:: EXERCISE ::
Scan the entries and tally the lines that include the string "styles". Reply with the figure alone.

:: DATA IN THIS EXERCISE ::

* start *

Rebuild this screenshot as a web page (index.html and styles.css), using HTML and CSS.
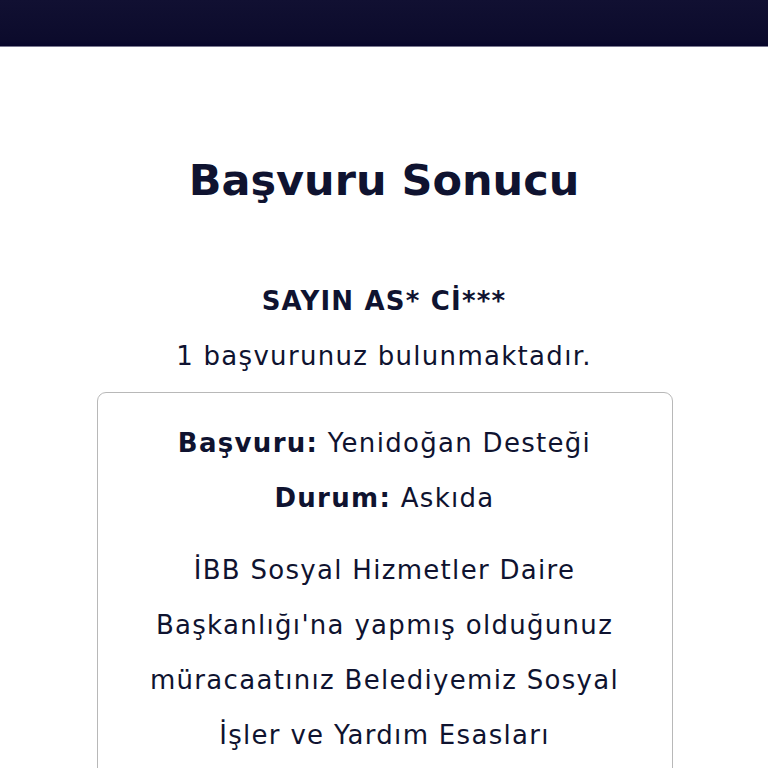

* end *
* start *

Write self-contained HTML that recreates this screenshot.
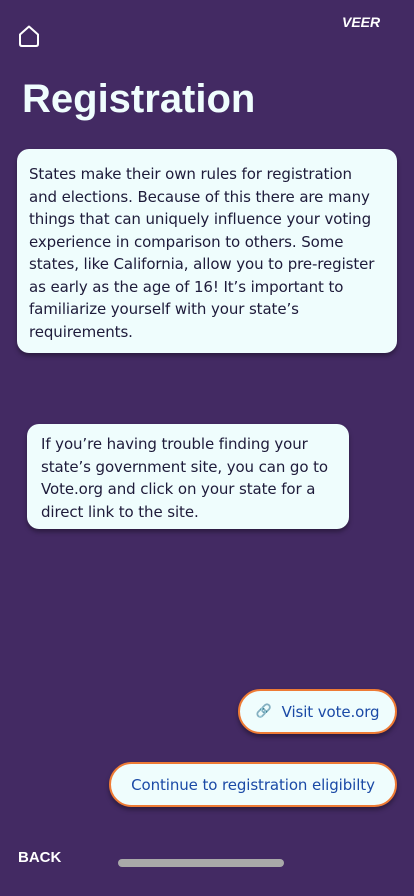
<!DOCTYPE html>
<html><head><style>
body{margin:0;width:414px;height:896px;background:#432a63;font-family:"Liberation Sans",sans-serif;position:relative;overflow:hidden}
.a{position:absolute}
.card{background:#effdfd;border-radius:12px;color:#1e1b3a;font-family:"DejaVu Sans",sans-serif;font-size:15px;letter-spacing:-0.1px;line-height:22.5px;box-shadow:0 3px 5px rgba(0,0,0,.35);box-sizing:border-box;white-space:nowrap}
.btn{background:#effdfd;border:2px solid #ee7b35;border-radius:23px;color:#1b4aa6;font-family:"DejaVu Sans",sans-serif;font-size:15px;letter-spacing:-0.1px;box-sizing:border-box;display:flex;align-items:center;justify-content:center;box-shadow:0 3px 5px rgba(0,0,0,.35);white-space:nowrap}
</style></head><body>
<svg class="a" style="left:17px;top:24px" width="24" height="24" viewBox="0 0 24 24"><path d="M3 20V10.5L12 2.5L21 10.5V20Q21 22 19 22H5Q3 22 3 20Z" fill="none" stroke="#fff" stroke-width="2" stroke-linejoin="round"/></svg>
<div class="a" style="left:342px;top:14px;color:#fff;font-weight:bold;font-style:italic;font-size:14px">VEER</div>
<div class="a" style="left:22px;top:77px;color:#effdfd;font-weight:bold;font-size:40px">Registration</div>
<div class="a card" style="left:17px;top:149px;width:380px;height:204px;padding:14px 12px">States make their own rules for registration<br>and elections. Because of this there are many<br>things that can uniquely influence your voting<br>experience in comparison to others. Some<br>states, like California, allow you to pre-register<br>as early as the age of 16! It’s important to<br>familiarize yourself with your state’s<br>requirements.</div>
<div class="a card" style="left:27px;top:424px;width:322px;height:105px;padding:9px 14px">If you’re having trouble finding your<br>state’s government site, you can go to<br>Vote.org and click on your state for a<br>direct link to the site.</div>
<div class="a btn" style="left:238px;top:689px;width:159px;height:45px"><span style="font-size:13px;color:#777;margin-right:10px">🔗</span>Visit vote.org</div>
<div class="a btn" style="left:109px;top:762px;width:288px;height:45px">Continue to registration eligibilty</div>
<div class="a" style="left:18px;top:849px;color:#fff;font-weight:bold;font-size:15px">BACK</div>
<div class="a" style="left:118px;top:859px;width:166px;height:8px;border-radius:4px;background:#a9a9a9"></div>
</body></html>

* end *
* start *

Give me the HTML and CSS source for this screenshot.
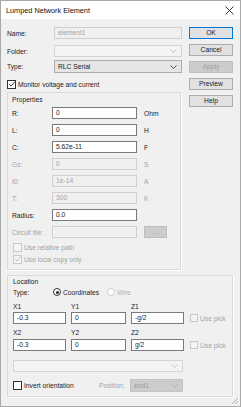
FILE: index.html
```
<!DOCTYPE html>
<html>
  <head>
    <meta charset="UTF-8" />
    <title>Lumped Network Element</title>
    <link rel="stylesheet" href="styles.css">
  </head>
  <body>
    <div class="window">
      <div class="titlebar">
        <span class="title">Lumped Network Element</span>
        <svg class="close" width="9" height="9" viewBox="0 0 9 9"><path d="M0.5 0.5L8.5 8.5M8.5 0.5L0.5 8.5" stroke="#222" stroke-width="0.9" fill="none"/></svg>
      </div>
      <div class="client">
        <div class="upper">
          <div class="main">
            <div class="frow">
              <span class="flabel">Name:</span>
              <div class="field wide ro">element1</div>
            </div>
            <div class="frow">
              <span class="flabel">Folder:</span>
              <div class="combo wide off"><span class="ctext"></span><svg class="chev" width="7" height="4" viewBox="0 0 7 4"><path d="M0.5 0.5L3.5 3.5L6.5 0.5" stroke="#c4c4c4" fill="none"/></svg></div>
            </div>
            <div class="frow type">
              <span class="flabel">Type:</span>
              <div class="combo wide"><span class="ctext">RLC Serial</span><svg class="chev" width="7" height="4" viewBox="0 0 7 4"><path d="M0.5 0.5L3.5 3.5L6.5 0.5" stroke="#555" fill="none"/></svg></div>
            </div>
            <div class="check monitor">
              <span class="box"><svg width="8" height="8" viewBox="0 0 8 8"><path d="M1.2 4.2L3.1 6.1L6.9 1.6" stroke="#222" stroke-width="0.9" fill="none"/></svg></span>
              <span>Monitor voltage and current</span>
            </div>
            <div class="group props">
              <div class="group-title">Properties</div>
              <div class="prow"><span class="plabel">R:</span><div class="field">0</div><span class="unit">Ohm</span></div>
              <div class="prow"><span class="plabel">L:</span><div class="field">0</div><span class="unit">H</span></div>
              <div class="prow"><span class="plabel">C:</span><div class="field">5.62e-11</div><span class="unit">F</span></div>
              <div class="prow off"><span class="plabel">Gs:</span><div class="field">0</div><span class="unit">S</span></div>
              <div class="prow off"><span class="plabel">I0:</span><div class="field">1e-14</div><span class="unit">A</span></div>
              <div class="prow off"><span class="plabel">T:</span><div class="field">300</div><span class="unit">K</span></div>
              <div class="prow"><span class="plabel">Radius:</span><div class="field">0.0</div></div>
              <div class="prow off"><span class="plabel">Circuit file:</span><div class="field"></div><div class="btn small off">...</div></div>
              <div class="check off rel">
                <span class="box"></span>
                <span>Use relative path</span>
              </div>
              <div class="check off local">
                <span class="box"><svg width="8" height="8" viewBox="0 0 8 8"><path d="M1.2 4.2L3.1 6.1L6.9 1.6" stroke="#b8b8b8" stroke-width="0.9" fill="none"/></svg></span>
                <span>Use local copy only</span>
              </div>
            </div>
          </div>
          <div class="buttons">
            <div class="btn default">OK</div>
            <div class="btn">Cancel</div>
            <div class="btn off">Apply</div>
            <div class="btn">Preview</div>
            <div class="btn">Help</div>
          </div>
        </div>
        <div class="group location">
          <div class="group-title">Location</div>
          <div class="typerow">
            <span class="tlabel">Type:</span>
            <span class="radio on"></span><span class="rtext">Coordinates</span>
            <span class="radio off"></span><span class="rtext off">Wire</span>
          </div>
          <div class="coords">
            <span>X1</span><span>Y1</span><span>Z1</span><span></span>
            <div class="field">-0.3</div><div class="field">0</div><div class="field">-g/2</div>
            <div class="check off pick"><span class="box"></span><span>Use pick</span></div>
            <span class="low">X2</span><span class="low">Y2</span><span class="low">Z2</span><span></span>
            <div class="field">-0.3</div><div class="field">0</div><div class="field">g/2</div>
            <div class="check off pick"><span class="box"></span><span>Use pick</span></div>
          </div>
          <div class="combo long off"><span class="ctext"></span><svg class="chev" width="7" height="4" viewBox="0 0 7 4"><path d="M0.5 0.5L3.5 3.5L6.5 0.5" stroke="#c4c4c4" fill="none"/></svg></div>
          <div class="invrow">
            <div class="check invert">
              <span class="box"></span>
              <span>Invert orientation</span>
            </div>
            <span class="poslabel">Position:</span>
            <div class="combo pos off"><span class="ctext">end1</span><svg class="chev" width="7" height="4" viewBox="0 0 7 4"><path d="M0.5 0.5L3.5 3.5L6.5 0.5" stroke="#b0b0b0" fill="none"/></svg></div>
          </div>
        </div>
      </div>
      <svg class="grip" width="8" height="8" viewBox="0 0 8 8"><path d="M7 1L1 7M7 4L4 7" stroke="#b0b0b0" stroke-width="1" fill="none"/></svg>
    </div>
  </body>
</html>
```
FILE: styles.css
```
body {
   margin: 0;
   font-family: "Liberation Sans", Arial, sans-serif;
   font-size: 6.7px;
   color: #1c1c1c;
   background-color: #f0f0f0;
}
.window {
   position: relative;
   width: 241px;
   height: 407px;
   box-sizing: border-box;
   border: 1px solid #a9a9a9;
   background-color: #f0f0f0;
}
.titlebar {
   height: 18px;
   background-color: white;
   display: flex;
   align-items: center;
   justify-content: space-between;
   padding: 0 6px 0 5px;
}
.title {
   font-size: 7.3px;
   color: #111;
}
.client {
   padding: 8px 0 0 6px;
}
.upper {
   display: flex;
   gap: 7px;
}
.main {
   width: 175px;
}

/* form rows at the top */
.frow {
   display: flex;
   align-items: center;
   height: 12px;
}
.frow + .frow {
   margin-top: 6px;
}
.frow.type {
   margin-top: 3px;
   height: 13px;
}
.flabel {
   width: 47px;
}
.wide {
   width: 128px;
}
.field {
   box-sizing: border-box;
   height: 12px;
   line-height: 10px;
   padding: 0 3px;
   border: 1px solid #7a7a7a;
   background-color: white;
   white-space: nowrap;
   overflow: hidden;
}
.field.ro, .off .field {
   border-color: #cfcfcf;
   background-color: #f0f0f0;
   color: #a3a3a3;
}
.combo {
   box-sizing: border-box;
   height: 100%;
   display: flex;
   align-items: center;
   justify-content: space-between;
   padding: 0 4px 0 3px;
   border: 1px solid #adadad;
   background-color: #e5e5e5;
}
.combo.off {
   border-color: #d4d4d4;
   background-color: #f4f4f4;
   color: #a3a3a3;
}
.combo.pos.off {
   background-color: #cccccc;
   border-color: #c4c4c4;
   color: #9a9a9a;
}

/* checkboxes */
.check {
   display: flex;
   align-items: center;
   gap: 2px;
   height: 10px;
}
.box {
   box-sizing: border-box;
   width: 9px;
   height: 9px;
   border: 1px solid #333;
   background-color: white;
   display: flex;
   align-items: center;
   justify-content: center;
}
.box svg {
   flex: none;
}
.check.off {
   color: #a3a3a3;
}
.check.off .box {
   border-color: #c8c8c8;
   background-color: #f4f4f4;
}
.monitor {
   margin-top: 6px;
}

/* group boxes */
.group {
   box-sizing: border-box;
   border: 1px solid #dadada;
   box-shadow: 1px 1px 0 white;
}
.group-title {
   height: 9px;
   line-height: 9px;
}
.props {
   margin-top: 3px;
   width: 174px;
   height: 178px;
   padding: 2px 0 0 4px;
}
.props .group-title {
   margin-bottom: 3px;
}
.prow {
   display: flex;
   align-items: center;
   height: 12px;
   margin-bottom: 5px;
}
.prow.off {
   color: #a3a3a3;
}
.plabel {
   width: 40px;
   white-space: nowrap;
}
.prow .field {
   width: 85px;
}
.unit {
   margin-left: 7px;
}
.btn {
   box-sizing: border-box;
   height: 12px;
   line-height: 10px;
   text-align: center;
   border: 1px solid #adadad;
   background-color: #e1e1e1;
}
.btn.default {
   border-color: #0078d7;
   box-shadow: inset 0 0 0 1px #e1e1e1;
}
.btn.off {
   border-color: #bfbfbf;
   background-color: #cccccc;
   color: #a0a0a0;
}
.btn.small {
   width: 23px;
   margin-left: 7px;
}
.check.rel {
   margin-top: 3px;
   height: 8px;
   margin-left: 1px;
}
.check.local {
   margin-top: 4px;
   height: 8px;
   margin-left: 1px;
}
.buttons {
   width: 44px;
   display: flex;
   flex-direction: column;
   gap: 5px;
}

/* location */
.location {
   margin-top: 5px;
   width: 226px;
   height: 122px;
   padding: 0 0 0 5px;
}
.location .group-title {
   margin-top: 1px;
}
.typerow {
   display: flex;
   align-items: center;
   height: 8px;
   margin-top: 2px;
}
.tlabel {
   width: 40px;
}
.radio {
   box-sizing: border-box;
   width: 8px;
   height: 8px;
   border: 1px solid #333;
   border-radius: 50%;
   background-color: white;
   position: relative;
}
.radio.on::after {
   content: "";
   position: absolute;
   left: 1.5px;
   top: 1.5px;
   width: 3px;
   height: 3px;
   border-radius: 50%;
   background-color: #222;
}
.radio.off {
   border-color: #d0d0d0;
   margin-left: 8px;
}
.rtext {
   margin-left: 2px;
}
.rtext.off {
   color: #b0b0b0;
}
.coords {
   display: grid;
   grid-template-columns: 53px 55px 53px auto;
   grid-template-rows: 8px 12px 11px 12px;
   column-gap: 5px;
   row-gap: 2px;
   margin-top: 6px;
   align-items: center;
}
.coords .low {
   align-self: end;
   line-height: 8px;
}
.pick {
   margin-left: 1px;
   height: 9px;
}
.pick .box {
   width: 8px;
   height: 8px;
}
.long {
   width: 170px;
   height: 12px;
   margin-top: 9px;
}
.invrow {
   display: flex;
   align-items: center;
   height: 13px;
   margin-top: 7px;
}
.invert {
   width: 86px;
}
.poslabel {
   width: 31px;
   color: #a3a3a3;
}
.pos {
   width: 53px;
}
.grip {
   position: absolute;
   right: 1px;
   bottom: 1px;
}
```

* end *

:: RESPONSE TO THE TASK ::
3